On March 11, 1965, the petitioner, being twenty years of age, appeared before me for sentencing.4 The record re*136veals that the petitioner stated his age, reaffirmed his plea of guilty, and was once again advised of the possibility of commitment under the Youth Corrections Act and the character of the commitment and incarceration thereunder, with the possible benefits that could accrue to the defendant after treatment under the Act. Defendant’s counsel reiterated that he had thoroughly advised the defendant on the possible penalties upon a plea of guilty.

I committed the petitioner as a youth offender for study in accordance with the provisions of 18 U.S.C. § 5010(e), for a period of 60 days; thereafter, on May 17, 1965, the period of study having been completed, I committed the petitioner to the custody of the Attorney General for treatment and supervision until discharged by the Federal Youth Correction Division of the Board of Parole as provided in 18 U.S.C. § 5017(c).

In his present petition, Smearman now attacks, as previously stated, the commitment under the Youth Corrections Act as enlarging the substantive penalty provided under the statute for the violation of the crime for which he was prosecuted. The question here then is whether or not the petitioner could be committed under the Youth Corrections Act, in accordance with its provisions, as against his contention that he could not be given a period greater than the penalty for the substantive crime of transportation of a stolen motor vehicle.

The purpose of Congress in passing the Youth Corrections Act was to permit federal judges, in their discretion, to sentence and treat youth offenders in line with modern trends in penology which stress correctional rehabilitation rather than retributive punishment. United States v. Lane, 284 F.2d 935, 941, C.A. 9, 1960; Brisco v. United States, 246 F.Supp. 818, 819 (D.C.Del., 1965). One result of such treatment, if successfully pursued, is that at or prior to the mandatory conclusion of his treatment, the petitioner’s conviction may be set aside under 18 U.S.C. § 5021. In connection with this section which provides for setting aside of the conviction after unconditional discharge of a youth offender who has been committed or incarcerated, it is interesting to note that the Judicial Conference sponsored an extension of these provisions to a youth offender who is not committed, but is placed on probation by the sentencing court. Public Law 67-336, 1961, U.S.Code, Congressional and Administrative News, page 3050.

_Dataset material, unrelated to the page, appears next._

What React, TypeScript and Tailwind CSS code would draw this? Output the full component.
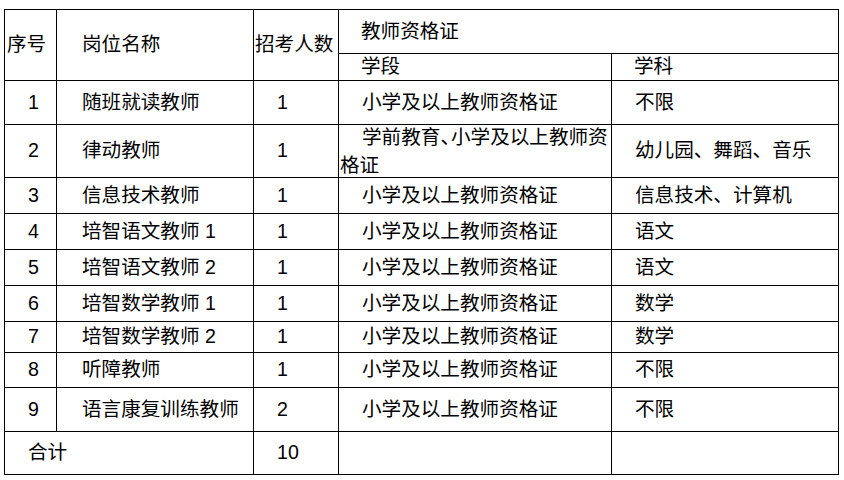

By means of the Youth Corrections Act, Congress provided not so much for penalization as for treatment. The Act is in effect double purposed. It provides for a process for the eradication of the stigma which the crime and his conviction have already placed upon that youth. But it also provides the necessary regulation of a youth who is not amenable to correction, and in his case acts as it would in any other criminal proceeding. Thus the sentencing for treatment is a conditional application which essentially and inherently contains neither qualitatively nor quantitatively the elements of penalty unless and until the application of penalty becomes warranted and justified.

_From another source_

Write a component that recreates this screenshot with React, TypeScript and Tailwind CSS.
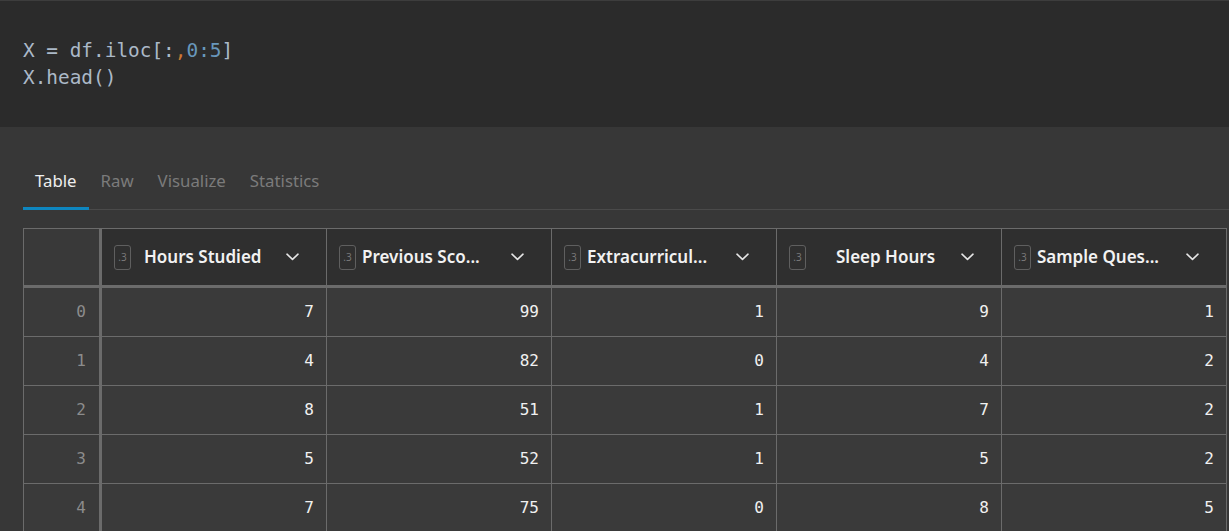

The petitioner's contention that he is deprived of his constitutional rights to due process because he can be and has been incarcerated for a period longer than would have been possible if sentence had been imposed for violation of the specific statute is, therefore, without merit. Brisco v. United States, 368 F.2d 214, C.A. 3, 1966; Rogers v. United States, 326 F.2d 56, 57, C.A. 10, 1963; Standley v. United States, 318 F.2d 700, 701, C.A. 9, 1963; Carter v. United States, 113 U.S.App.D.C. 123, 306 F.2d 283, 285 (1962); Cunningham v. United States, 256 F.2d 467, C.A. 5, 1958.

As I stated in the opinion following Smearman’s first petition, it is necessary that before acceptance of a plea of guilty, the youth offender must be advised of the possible commitment under the Youth Corrections Act in those cases where the maximum sentence under *137the Youth Corrections Act exceeds the maximum penalty otherwise available for the statutory crime itself. Chapin v. United States, 341 F.2d 900, C.A. 10, 1965; Pilkington v. United States, 315 F.2d 204, C.A. 4, 1963. It has been amply recorded that Smearman was so advised in the instant case.

Other cases, though not involving the question of a knowledgeable guilty plea, have held that a youthful offender can be incarcerated for a period longer than would have been possible if sentence were imposed for violation of a specific statute, without deprivation of constitutional rights to due process of law. Brisco v. United States, supra; Rogers v. United States, supra; Standley v. United States, 318 F.2d 700, C.A. 9, 1963; Carter v. United States, supra; Cunningham v. United States, supra.

Accordingly, the petition will be denied.

. § 2255. Federal custody; remedies on motion attacking sentence

“A prisoner in custody under sentence of a court established by Act of Congress claiming the right to be released upon the ground that the sentence was imposed in violation of the Constitution or laws of the United States, or that the court was without jurisdiction to impose such sentence, or'-that the sentence was in excess of the maximum authorized by law, or is otherwise subject to collateral attack, may move the court which imposed the sentence to vacate, set aside or correct the sentence.
A motion for such relief may be made at any time.”

. § 5010(b)

“If the court shall find that a convicted person is a youth offender, and the offense is punishable by imprisonment under applicable provisions of law other than this subsection, the court may, in lieu of the penalty of imprisonment otherwise provided by law, sentence the youth offender to the custody of the Attorney-General for treatment and supervision pursuant to this chapter until discharged by the Division as provided in section 5017(c) of this chapter; * * *.”

. •§, 5017(c)

“A youth offender committed under section 5010(b) of this chapter shall be released conditionally under supervision on or before the expiration of four years from the date of his conviction and shall be discharged unconditionally on or before six years from the date of his conviction.”

. Reference has been had to the untyped record of notes by the official court reporter. The record in this case is quite voluminous and is on tape in the office-of the Clerk of Court.